Trump’s Trade Adviser Tries to Sell Mexico On ‘North America First’

Peter Navarro. Photo: Albin Lohr-Jones/Bloomberg

Donald Trump’s primary criticism of the North Atlantic Free Trade Agreement (NAFTA) has been that it allows Mexico to “kill us.”

Thus, as a candidate, Trump promised to renegotiate NAFTA to Mexico’s detriment — and, ostensibly, to allow America to start “killing” the Mexicans (economically, speaking).

This proposal suffered from the same problem that ailed Trump’s plan to bill Mexico for his border wall: Why would the Mexican government consent to a policy that the American president has publicly described as a burden on the Mexican people? Even if you accept that trade negotiations are zero-sum games, it makes little sense to tell your adversary that you intend to screw them over. Especially when that adversary is a democratically elected politician who will need to sell any agreement to his or her electorate.

So, it isn’t too surprising that Trump’s top trade adviser, Peter Navarro, plans to take a different approach to NAFTA’s renegotiation.

Navarro is one of the White House’s most committed protectionists — one who has vowed to “repatriate” the global supply chains that power the American economy. But even he doesn’t seem anxious for a trade war with our immediate neighbors. Instead, Navarro has made a slight revision to Trump’s trade philosophy, one that’s bound to play better across a negotiating table from Canada and Mexico — North America first.

Per Bloomberg:

Peter Navarro, who as head of the White House National Trade Council will play a leading role in the effort to re-negotiate the North American Free Trade Agreement, said in an interview the U.S. wants Mexico and Canada to unite in a regional manufacturing “powerhouse” that will keep out parts from other countries.

The Trump administration is re-examining a critical component of the free trade pact: the rules of origin, which dictate what percentage of a product must be manufactured in North America, Navarro said.

“We have a tremendous opportunity, with Mexico in particular, to use higher rules of origin to develop a mutually beneficial regional powerhouse where workers and manufacturers on both sides of the border will benefit enormously,” said Navarro, 67. “It’s just as much in their interests as it is in our interests to increase the rules of origin.”

Under NAFTA’s current rules, 62.5 percent of the value of a car’s constituent parts must originate in the U.S., Canada, or Mexico, for that car to be sold in North America without an import tariff. The U.S. wants to raise that percentage, along with several similar thresholds that apply to other products.

Navarro believes that these rules will allow the U.S. to reduce its $500 billion trade deficit, which he sees as a fundamental obstacle to economic growth.

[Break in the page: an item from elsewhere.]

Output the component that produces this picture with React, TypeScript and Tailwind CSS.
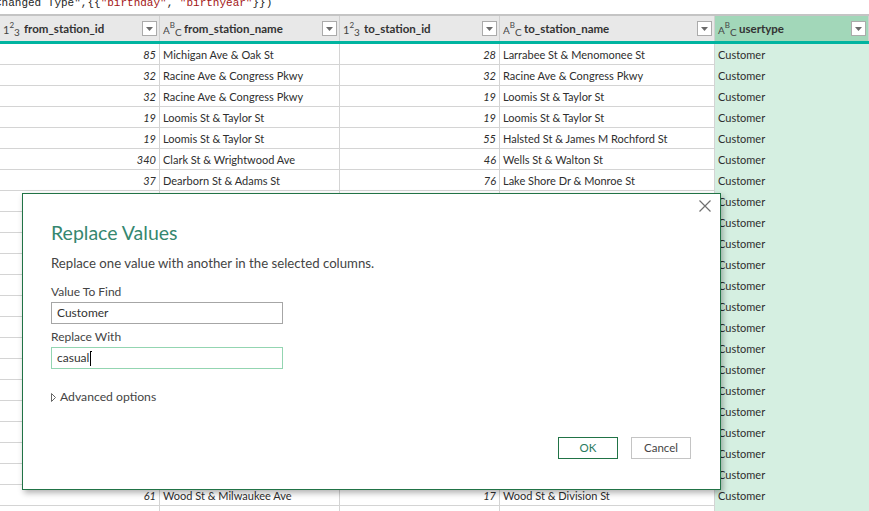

Other economists argue that America’s trade deficit is driven, primarily, by our low savings rate and our nation’s attractiveness to foreign capital. As Laurence Kotlikoff writes in Forbes:

Our country saves far too little to invest adequately in our country. As a consequence foreigners see good investment opportunities here and make up some of the difference. Investment means adding to the stock of factories, residential structures, and equipment in a country. This additional capital is shipped into our country from abroad, i.e., it’s imported. Alternatively, foreigners sell us products and use the proceeds to invest in locally produced capital. Either way, the trade deficit reflects, primarily, the amount of investment in the U.S. done by foreigners – investment that Americans would otherwise be doing if they saved enough.

Still, Navarro’s view is not exclusive to a radical right-wing fringe, by any means. Progressive economists Dean Baker and Jared Bernstein (who served as chief economist and economic adviser to Vice-President Joe Biden) made the case for reducing the trade deficit in The Atlantic last December:

Trade deficits, even in times of strong growth, have negative, concentrated impacts on the quantity and quality of jobs in parts of the country where manufacturing employment diminishes. Even the economists who argue (incorrectly, we believe) that the trade deficit doesn’t affect the total number of jobs do admit that it affects the composition of jobs

… And trade imbalances have repercussions far beyond the labor market. They can produce significant macroeconomic distortions, and those who view deficits as benign frequently overlook this. Most importantly, as Ben Bernanke noted over a decade ago, a trade deficit can have a role in producing financial-market bubbles and the devastation that’s caused when those bubbles burst. The problem arises when other countries suppress spending and investment, thereby boosting their savings rates and their trade surpluses. By the rules of basic accounting, those surpluses have to flow somewhere, and many flow into America. This further strengthens the demand for and value of the dollar, making American exports less competitive—and thus exacerbating the trade deficit. In the 2000s, these trade patterns helped provide the cheap capital that, in tandem with inattentive regulators, inflated the housing bubble. Almost a decade later, the country is still recovering.

Bottom line: It appears that the economic nationalist wing of the White House is pushing for stricter rules of origin, not a trade war with Mexico. And if that’s the radical end of the Trump administration’s internal debate about protectionism, then markets have little to fear.

And, in fact, the Mexican and Canadian currencies both rallied, shortly after Navarro’s comments were published.